Follow me here: David battled Goliath. Aboriginal people in Canada have sure been fighting Goliaths for a very long time and they don't often win. That's why when an entire community can come together to battle any Goliath, they should be recognized for their courage, not silenced as in the case of the Lubicon Cree and their supporters.

The Lubicon have been facing their own Goliath in the form of the pulp and paper giant, Daishowa, the multi-national that set up shop in their back yard.

For years, the small community of 500 people fought another Goliath - the federal government - to gain lands promised to them before the Second World War. In 1988, the Daishowa company bought a license from the province to log land the Lubicon claim as their traditional territory. With the arrival of Daishowa, it's now David versus Goliath, plus his corporate brother.

In 1991, the Lubicon, along with their Toronto-based allies, scored a blow against one of the giants. Friends of the Lubicon successfully urged companies who sold Daishowa products to stop selling or using the products. Forty-seven companies representing 4,300 retailers agreed to boycott the company.

Friends stoned this particular Goliath by using something we hope is, and will remain, available to all Canadians: freedom of expression and speech. But the giant called on another brother to help. This time it was his brother, the judicial system.

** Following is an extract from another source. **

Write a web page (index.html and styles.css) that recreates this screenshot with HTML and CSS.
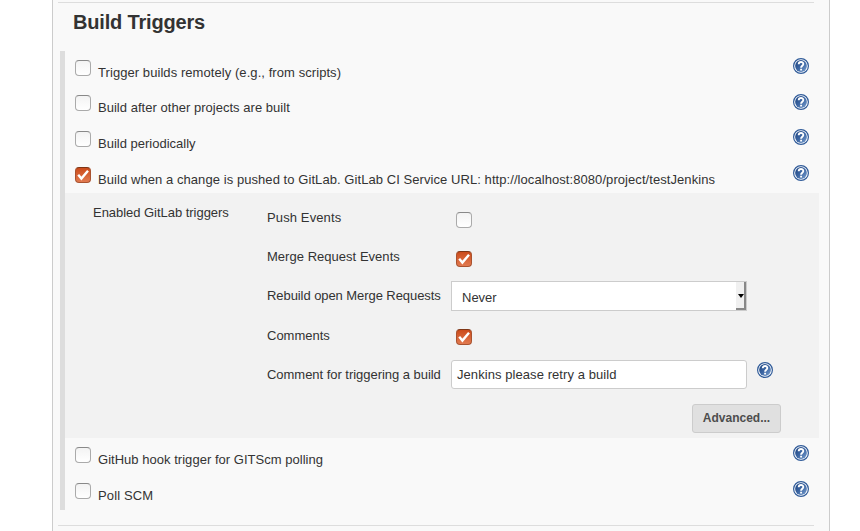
FILE: index.html
```html
<!DOCTYPE html>
<html lang="en">
<head>
<meta charset="utf-8">
<title>Build Triggers</title>
<link rel="stylesheet" href="styles.css">
</head>
<body>
<svg class="defs" width="0" height="0" aria-hidden="true">
  <defs>
    <linearGradient id="blue" x1="0" y1="0" x2="1" y2="1">
      <stop offset="0" stop-color="#1d437f"/><stop offset=".5" stop-color="#3c66a3"/><stop offset="1" stop-color="#7ba0cf"/>
    </linearGradient>
    <symbol id="help" viewBox="0 0 16 16">
      <circle cx="8" cy="8" r="7.4" fill="#fff" stroke="#305b99" stroke-width="1.2"/>
      <circle cx="8" cy="8" r="5.9" fill="url(#blue)"/>
      <path d="M5.7 6.2C5.8 3.3 10.3 3.3 10.3 6C10.3 7.8 8.1 7.7 8.1 9.8M8.1 10.8V12.6" fill="none" stroke="#fff" stroke-width="1.9"/>
    </symbol>
    <symbol id="tick" viewBox="0 0 16 16">
      <path d="M3.2 7.8L6.4 11.6L13 3.8" fill="none" stroke="#fff" stroke-width="2.4"/>
    </symbol>
  </defs>
</svg>
<main class="panel">
  <h1 class="title"><span>Build Triggers</span></h1>
  <section class="triggers">
    <div class="row short"><span class="box"></span><label class="wide">Trigger builds remotely (e.g., from scripts)</label><svg class="help"><use href="#help"/></svg></div>
    <div class="row low"><span class="box"></span><label class="loose">Build after other projects are built</label><svg class="help"><use href="#help"/></svg></div>
    <div class="row"><span class="box"></span><label>Build periodically</label><svg class="help"><use href="#help"/></svg></div>
    <div class="row short"><span class="box on"><svg><use href="#tick"/></svg></span><label class="wide">Build when a change is pushed to GitLab. GitLab CI Service URL: http://localhost:8080/project/testJenkins</label><svg class="help"><use href="#help"/></svg></div>
    <div class="details">
      <div class="group"><span class="tight">Enabled GitLab triggers</span></div>
      <div class="fields">
        <div class="name"><span class="widest">Push Events</span></div><div class="value"><span class="box"></span></div>
        <div class="name"><span class="loose">Merge Request Events</span></div><div class="value"><span class="box on"><svg><use href="#tick"/></svg></span></div>
        <div class="name"><span class="tighter">Rebuild open Merge Requests</span></div><div class="value"><div class="select"><span>Never</span><span class="arrow"></span></div></div>
        <div class="name down"><span>Comments</span></div><div class="value"><span class="box on"><svg><use href="#tick"/></svg></span></div>
        <div class="name"><span class="tight">Comment for triggering a build</span></div><div class="value"><div class="input"><span class="wide">Jenkins please retry a build</span></div><svg class="help"><use href="#help"/></svg></div>
      </div>
      <div class="button">Advanced...</div>
    </div>
    <div class="row"><span class="box"></span><label class="loose">GitHub hook trigger for GITScm polling</label><svg class="help"><use href="#help"/></svg></div>
    <div class="row"><span class="box"></span><label class="widest">Poll SCM</label><svg class="help"><use href="#help"/></svg></div>
  </section>
</main>
</body>
</html>
```
FILE: styles.css
```css
* { box-sizing: border-box; }
body { margin: 0; background: #fff; color: #333; font: 13px/16px "Liberation Sans", Arial, sans-serif; overflow: hidden; }
.defs { display: block; }
.panel { width: 778px; height: 531px; margin-left: 52px; padding: 2px 15px 0 5px; background: #f9f9f9; border: solid #ccc; border-width: 0 1px; }
.title { height: 49px; margin: 0; padding: 7px 0 0 15px; border-top: 1px solid #ddd; font-size: 20px; line-height: 24px; letter-spacing: -.18px; }
.triggers { width: 759px; margin-left: 2px; border-left: 5px solid #ddd; white-space: nowrap; }
.panel::after { content: ""; display: block; margin-top: 15px; border-top: 1px solid #ddd; }
.wide { letter-spacing: .068px; }
.widest { letter-spacing: .12px; }
.loose { letter-spacing: .028px; }
.tight { letter-spacing: -.035px; }
.tighter { letter-spacing: -.07px; }
.row { display: flex; height: 36px; padding: 0 10px; }
.row.short { height: 35px; }
.row .box { margin-top: 9px; }
.row label { margin: 14px 0 0 7px; }
.row .help { margin: 7px 0 0 auto; }
.row.low .help { margin-top: 8px; }
.help { flex: none; width: 16px; height: 16px; display: block; }
.box { flex: none; display: block; width: 16px; height: 16px; border: 1px solid #aaa; border-top-color: #888; border-radius: 4px; background: linear-gradient(#f3f3f3, #fff); }
.box.on { border-color: #a9522f; border-top-color: #7e3515; background: linear-gradient(#cb4b1b, #e27a50); }
.box svg { display: block; width: 16px; height: 16px; margin: -1px; }
.details { display: grid; grid-template-columns: 174px 1fr; grid-template-rows: 211px 34px; height: 245px; padding-left: 28px; background: #f2f2f2; }
.group { padding-top: 12px; }
.fields { display: grid; grid-template-columns: 184px 1fr; grid-template-rows: 39px 39px 39px 40px 39px; padding-top: 8px; }
.name { padding-top: 9px; }
.name.down { padding-top: 10px; }
.value { display: flex; }
.value > .box { margin: 11px 0 0 5px; }
.select { display: flex; justify-content: space-between; width: 296px; height: 30px; margin-top: 2px; border: 1px solid #ccc; background: #fff; }
.select > span:first-child { padding: 8px 0 0 10px; }
.arrow { width: 10px; height: 28px; background: #f0f0f0; border: solid #888; border-width: 0 2px 2px 0; padding: 12px 0 0 2px; }
.arrow::before { content: ""; display: block; width: 0; border: solid transparent; border-width: 4px 3px 0; border-top-color: #000; }
.input { width: 296px; height: 29px; margin-top: 2px; padding: 6px 5px; border: 1px solid #ccc; border-radius: 3px; background: #fff; }
.value > .help { margin: 4px 0 0 10px; }
.button { grid-column: 2; justify-self: end; width: 89px; height: 29px; margin-right: 38px; padding-top: 5px; border: 1px solid #ccc; border-radius: 3px; background: #e0e0e0; color: #4d4d4d; font-size: 12px; font-weight: bold; text-align: center; }
```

Imagine, centuries ago, a judge jumping from the crowd and saying, 'Now David, sling-shots and stones are not allowed in this fight. Goliath, you of course may use anything in your arsenal to do battle.' The judge would have tipped the scales in favor of the big guy, deciding the result of the fight before the battle was waged.

But that's exactly what happened in1995. Daishowa convinced the Ontario Appeals Court that the little people were hurting them. The court obediently banned all boycotting activities. The court stopped a group of citizens from standing up to a corporate bulldozer. It looks to us like the courts stopped freedom of expression.